Tony Sokol of Den of Geek gave the episode 4 stars out of 5, and wrote "I’ve said before and will say again that The Simpsons towers over all current TV sitcoms. That the worst episode of The Simpsons will still have more laughs per minute than the best episode of, say Modern Family...The Simpsons usually pour on the jokes. This particular episode, while still crammed with bits, is more like A Night At The Opera than Monkey Business.
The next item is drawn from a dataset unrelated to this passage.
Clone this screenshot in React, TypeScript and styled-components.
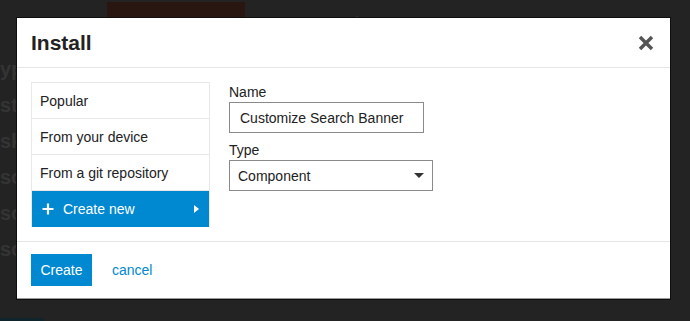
import React from 'react';
import styled, { createGlobalStyle } from 'styled-components';

const GlobalStyle = createGlobalStyle`
  html, body {
    margin: 0;
    padding: 0;
    background: #222222;
    font-family: "Liberation Sans", Arial, Helvetica, sans-serif;
  }
  * { box-sizing: border-box; }
`;

const navItems = ['Popular', 'From your device', 'From a git repository'];
const pageRows = ['yp', 'st', 'sk', 'sc', 'sc', 'sc'];

export default function App() {
  return (
    <>
      <GlobalStyle />
      <Page>
        <PageTop>
          <Banner />
          <PageTitle>Top Sections</PageTitle>
        </PageTop>
        <PageRows>
          {pageRows.map((r, i) => (
            <PageRow key={i}>{r}</PageRow>
          ))}
        </PageRows>
        <PageFoot />

        <Modal>
          <Header>
            <Title>Install</Title>
            <Close aria-label="close">
              <svg width="16" height="16" viewBox="0 0 16 16">
                <path d="M2 2 L14 14 M14 2 L2 14" stroke="#555" strokeWidth="3.4" strokeLinecap="butt" />
              </svg>
            </Close>
          </Header>
          <Body>
            <Nav>
              {navItems.map((n) => (
                <NavItem key={n}>{n}</NavItem>
              ))}
              <NavItem $active>
                <svg width="12" height="12" viewBox="0 0 12 12">
                  <path d="M6 0.5 V11.5 M0.5 6 H11.5" stroke="#fff" strokeWidth="2.2" />
                </svg>
                <NavLabel>Create new</NavLabel>
                <svg width="5" height="8" viewBox="0 0 5 8">
                  <path d="M0 0 L5 4 L0 8 Z" fill="#fff" />
                </svg>
              </NavItem>
            </Nav>
            <Form>
              <Field>
                <Label>Name</Label>
                <TextInput defaultValue="Customize Search Banner" />
              </Field>
              <Field>
                <Label>Type</Label>
                <Select>
                  <span>Component</span>
                  <svg width="10" height="5" viewBox="0 0 10 5">
                    <path d="M0 0 H10 L5 5 Z" fill="#333" />
                  </svg>
                </Select>
              </Field>
            </Form>
          </Body>
          <Footer>
            <PrimaryButton>Create</PrimaryButton>
            <LinkButton>cancel</LinkButton>
          </Footer>
        </Modal>
      </Page>
    </>
  );
}

const Page = styled.div`
  position: relative;
  width: 690px;
  height: 321px;
  overflow: hidden;
  background: #232323;
  display: flex;
  flex-direction: column;
`;

const PageTop = styled.div`
  display: flex;
  align-items: flex-start;
  gap: 26px;
  padding: 2px 0 0 107px;
  height: 40px;
`;

const Banner = styled.div`
  width: 138px;
  height: 16px;
  background: #2a1610;
`;

const PageTitle = styled.div`
  margin-top: 11px;
  font-size: 20px;
  font-weight: bold;
  color: #2e2e2e;
`;

const PageRows = styled.div`
  display: flex;
  flex-direction: column;
  gap: 14px;
  padding: 18px 0 0 0;
`;

const PageRow = styled.div`
  font-size: 20px;
  font-weight: bold;
  color: #343434;
  line-height: 22px;
`;

const PageFoot = styled.div`
  margin-top: auto;
  width: 44px;
  height: 3px;
  background: #10242c;
`;

const Modal = styled.div`
  position: absolute;
  left: 16px;
  top: 17px;
  width: 655px;
  height: 283px;
  background: #fff;
  border: 1px solid #0e0e0e;
  box-shadow: inset 0 -1px 0 #9a9a9a;
  display: flex;
  flex-direction: column;
`;

const Header = styled.div`
  height: 50px;
  display: flex;
  align-items: center;
  justify-content: space-between;
  padding: 0 16px 0 14px;
  border-bottom: 1px solid #e6e6e6;
`;

const Title = styled.h2`
  margin: 0;
  font-size: 21px;
  font-weight: bold;
  color: #222;
`;

const Close = styled.button`
  background: none;
  border: 0;
  padding: 0;
  display: flex;
  cursor: pointer;
`;

const Body = styled.div`
  height: 174px;
  display: flex;
  gap: 19px;
  padding: 14px 14px 0;
  border-bottom: 1px solid #e6e6e6;
`;

const Nav = styled.div`
  width: 179px;
  align-self: flex-start;
  display: flex;
  flex-direction: column;
  border: 1px solid #e8e8e8;
  border-bottom: 0;
`;

const NavItem = styled.div<{ $active?: boolean }>`
  height: 36px;
  display: flex;
  align-items: center;
  gap: 9px;
  font-size: 14px;
  color: ${({ $active }) => ($active ? '#fff' : '#222')};
  background: ${({ $active }) => ($active ? '#0088d1' : '#fff')};
  border-bottom: 1px solid ${({ $active }) => ($active ? '#0088d1' : '#e8e8e8')};
  padding-left: ${({ $active }) => ($active ? '10px' : '8px')};
  padding-right: 10px;
`;

const NavLabel = styled.span`
  flex: 1;
`;

const Form = styled.div`
  display: flex;
  flex-direction: column;
  gap: 9px;
  padding-top: 2px;
`;

const Field = styled.div`
  display: flex;
  flex-direction: column;
  gap: 2px;
`;

const Label = styled.label`
  font-size: 14px;
  color: #222;
  line-height: 16px;
`;

const TextInput = styled.input`
  width: 195px;
  height: 31px;
  border: 1px solid #8a8a8a;
  padding: 0 10px;
  font-family: inherit;
  font-size: 14px;
  color: #222;
  outline: none;
`;

const Select = styled.div`
  width: 204px;
  height: 31px;
  border: 1px solid #8a8a8a;
  display: flex;
  align-items: center;
  justify-content: space-between;
  padding: 0 8px 0 8px;
  font-size: 14px;
  color: #222;
`;

const Footer = styled.div`
  flex: 1;
  display: flex;
  align-items: center;
  gap: 20px;
  padding: 0 14px 2px;
`;

const PrimaryButton = styled.button`
  height: 32px;
  width: 61px;
  border: 0;
  background: #0088d1;
  color: #fff;
  font-family: inherit;
  font-size: 14px;
`;

const LinkButton = styled.a`
  color: #0088d1;
  font-size: 14px;
`;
They use less actual larfs, bits for an overall finer quality of comedy."

Teresa Lopez of TV Fanatic gave the episode two out of five stars, saying "Although The Simpsons Season 25 Episode 15 was a clearly focused and insightful look at the ways money can ruin relationships, it lacked the necessary humor to balance out the heavy-handed lessons."

===Viewing figures===
The episode received a 1.9 rating and was watched by a total of 3.98 million people, making it the second most watched show on Animation Domination that night.

===Awards and nominations===
Writer Rob LaZebnik was nominated for the Annie Award for Outstanding Achievement for Writing in an Animated Television/Broadcast Production at the 42nd Annie Awards for this episode.